SPICED BUTTERNUT SQUASH SOUP WITH FETA AND ONIONS

Feta with it’s creamy tang goes perfectly on top of this spicy soup, followed by a crispy crunch from the onions. What’s not to love? This would make the perfect starter for a dinner party!

Ingredients (serves 4)

  • 2 tsp cumin seeds
  • 1 tsp coriander seeds
  • 1 tsp mustard seeds
  • 1 tsp fennel seeds
  • 1 heaped tsp turmeric
  • 1 large onion (roughly chopped)
  • 2 cloves garlic (roughly chopped)
  • 1 red chilli (roughly chopped)
  • 1 thumb size piece of ginger (roughly chopped)
  • 1 whole butternut squash
  • 600ml veg stock
  • 400ml tin of coconut milk
  • 2 tsp lemon juice
  • Feta cheese to garnish
  • Salt and pepper to taste

For the onions;

  • 1 onion (sliced)
  • 1 tbsp flour
  • 1 tbsp curry powder

Method

  1. Toast all of the seeds on a low dry heat in a pan for 4-5 minutes. Pour the seeds into a pestle and mortar and grind down into a powder. Mix in the turmeric to the powder.
  2. Peel, remove seeds and cut the butternut squash into square inch pieces.
  3. In a large saucepan with about 2 tbsp of oil, fry the spice blend you made earlier on a low heat for 2 minutes.
  4. Chuck in the onions, garlic, chilli, ginger and butternut squash in the pan and cook until the onion is soft.
  5. Add the stock and bring to the boil, turn down and simmer for 20 minutes.
  6. Meanwhile, preheat the oven to gas mark 6/200°C/400°F.
  7. To make the fried onions, mix the flour and curry powder together.

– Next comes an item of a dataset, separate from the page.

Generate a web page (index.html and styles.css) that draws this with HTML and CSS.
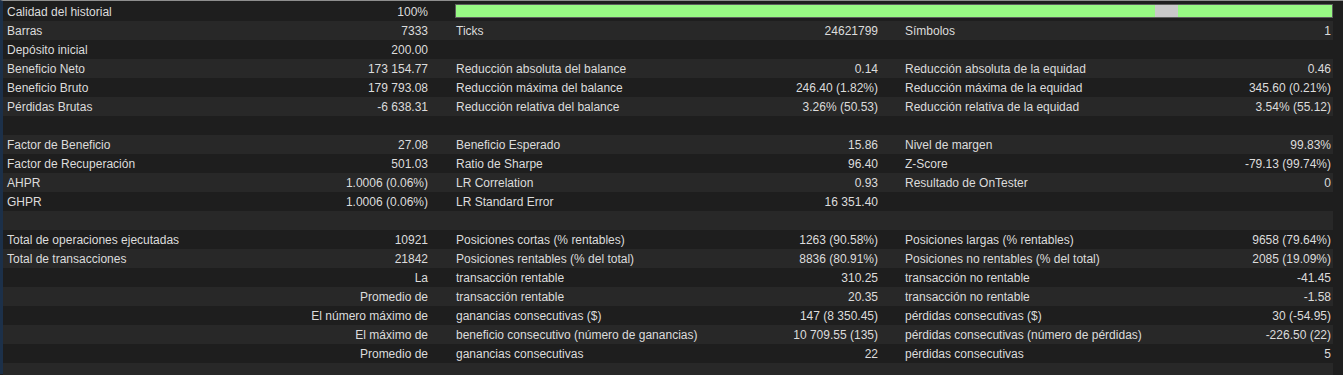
FILE: index.html
```html
<!DOCTYPE html>
<html lang="es">
<head>
<meta charset="utf-8">
<title>Informe</title>
<link rel="stylesheet" href="styles.css">
</head>
<body>
<div class="frame">
  <div class="report">
    <div class="row">
      <div class="g"><span>Calidad del historial</span><span>100%</span></div>
      <div class="bar"><div class="seg ok a"></div><div class="seg gap"></div><div class="seg ok b"></div></div>
    </div>
    <div class="row">
      <div class="g"><span>Barras</span><span>7333</span></div>
      <div class="g"><span>Ticks</span><span>24621799</span></div>
      <div class="g"><span>Símbolos</span><span>1</span></div>
    </div>
    <div class="row">
      <div class="g"><span>Depósito inicial</span><span>200.00</span></div>
      <div class="g"></div>
      <div class="g"></div>
    </div>
    <div class="row">
      <div class="g"><span>Beneficio Neto</span><span>173 154.77</span></div>
      <div class="g"><span>Reducción absoluta del balance</span><span>0.14</span></div>
      <div class="g"><span>Reducción absoluta de la equidad</span><span>0.46</span></div>
    </div>
    <div class="row">
      <div class="g"><span>Beneficio Bruto</span><span>179 793.08</span></div>
      <div class="g"><span>Reducción máxima del balance</span><span>246.40 (1.82%)</span></div>
      <div class="g"><span>Reducción máxima de la equidad</span><span>345.60 (0.21%)</span></div>
    </div>
    <div class="row">
      <div class="g"><span>Pérdidas Brutas</span><span>-6 638.31</span></div>
      <div class="g"><span>Reducción relativa del balance</span><span>3.26% (50.53)</span></div>
      <div class="g"><span>Reducción relativa de la equidad</span><span>3.54% (55.12)</span></div>
    </div>
    <div class="row"></div>
    <div class="row">
      <div class="g"><span>Factor de Beneficio</span><span>27.08</span></div>
      <div class="g"><span>Beneficio Esperado</span><span>15.86</span></div>
      <div class="g"><span>Nivel de margen</span><span>99.83%</span></div>
    </div>
    <div class="row">
      <div class="g"><span>Factor de Recuperación</span><span>501.03</span></div>
      <div class="g"><span>Ratio de Sharpe</span><span>96.40</span></div>
      <div class="g"><span>Z-Score</span><span>-79.13 (99.74%)</span></div>
    </div>
    <div class="row">
      <div class="g"><span>AHPR</span><span>1.0006 (0.06%)</span></div>
      <div class="g"><span>LR Correlation</span><span>0.93</span></div>
      <div class="g"><span>Resultado de OnTester</span><span>0</span></div>
    </div>
    <div class="row">
      <div class="g"><span>GHPR</span><span>1.0006 (0.06%)</span></div>
      <div class="g"><span>LR Standard Error</span><span>16 351.40</span></div>
      <div class="g"></div>
    </div>
    <div class="row"></div>
    <div class="row">
      <div class="g"><span>Total de operaciones ejecutadas</span><span>10921</span></div>
      <div class="g"><span>Posiciones cortas (% rentables)</span><span>1263 (90.58%)</span></div>
      <div class="g"><span>Posiciones largas (% rentables)</span><span>9658 (79.64%)</span></div>
    </div>
    <div class="row">
      <div class="g"><span>Total de transacciones</span><span>21842</span></div>
      <div class="g"><span>Posiciones rentables (% del total)</span><span>8836 (80.91%)</span></div>
      <div class="g"><span>Posiciones no rentables (% del total)</span><span>2085 (19.09%)</span></div>
    </div>
    <div class="row">
      <div class="g"><span></span><span>La</span></div>
      <div class="g"><span>transacción rentable</span><span>310.25</span></div>
      <div class="g"><span>transacción no rentable</span><span>-41.45</span></div>
    </div>
    <div class="row">
      <div class="g"><span></span><span>Promedio de</span></div>
      <div class="g"><span>transacción rentable</span><span>20.35</span></div>
      <div class="g"><span>transacción no rentable</span><span>-1.58</span></div>
    </div>
    <div class="row">
      <div class="g"><span></span><span>El número máximo de</span></div>
      <div class="g"><span>ganancias consecutivas ($)</span><span>147 (8 350.45)</span></div>
      <div class="g"><span>pérdidas consecutivas ($)</span><span>30 (-54.95)</span></div>
    </div>
    <div class="row">
      <div class="g"><span></span><span>El máximo de</span></div>
      <div class="g"><span>beneficio consecutivo (número de ganancias)</span><span>10 709.55 (135)</span></div>
      <div class="g"><span>pérdidas consecutivas (número de pérdidas)</span><span>-226.50 (22)</span></div>
    </div>
    <div class="row">
      <div class="g"><span></span><span>Promedio de</span></div>
      <div class="g"><span>ganancias consecutivas</span><span>22</span></div>
      <div class="g"><span>pérdidas consecutivas</span><span>5</span></div>
    </div>
  </div>
</div>
</body>
</html>
```
FILE: styles.css
```css
html, body {
  margin: 0;
  padding: 0;
  background: #1e1e1e;
}
body {
  width: 1343px;
  height: 375px;
  overflow: hidden;
  font-family: "Liberation Sans", Arial, sans-serif;
  font-size: 12px;
  color: #dcdcdc;
}
.frame {
  border-top: 1px solid #8e8e8e;
  border-left: 3px solid #1c3049;
  height: 374px;
  box-sizing: border-box;
  background: #1e1e1e;
}
.report {
  margin-top: 1px;
  width: 1330px;
  height: 373px;
  background: #282828;
}
.row {
  display: grid;
  grid-template-columns: 422px 422px 426px;
  column-gap: 27px;
  padding: 1px 2px 0 4px;
  height: 19px;
  box-sizing: border-box;
  line-height: 19px;
}
.row:nth-child(odd) {
  background: #1e1e1e;
}
.row:nth-child(even) {
  background: #282828;
}
.g {
  display: flex;
  justify-content: space-between;
  white-space: nowrap;
  height: 18px;
  box-sizing: border-box;
}
.g:first-child {
  padding-right: 1px;
}
.bar {
  grid-column: 2 / 4;
  margin: 1px -2px 0 -1px;
  height: 14px;
  box-sizing: border-box;
  border: 1px solid #5e5e5e;
  display: flex;
  align-self: start;
}
.seg { height: 100%; }
.ok { background: #98f984; }
.a { flex: 0 0 699px; }
.gap { flex: 0 0 23px; background: #c9c9c9; }
.b { flex: 1 1 auto; }
```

Add a little oil onto the onions and then coat in the curry flour mix.
  8. Add onto a baking tray with a little more oil and bake for 10-15 minutes until crisp. Set aside for later.
  9. Add the coconut milk and lemon juice to the soup and cook for a further 10 minutes.
  10. Blitz the soup using a hand blender until a smooth consistency.
  11. Serve with feta cheese and crispy onions on top.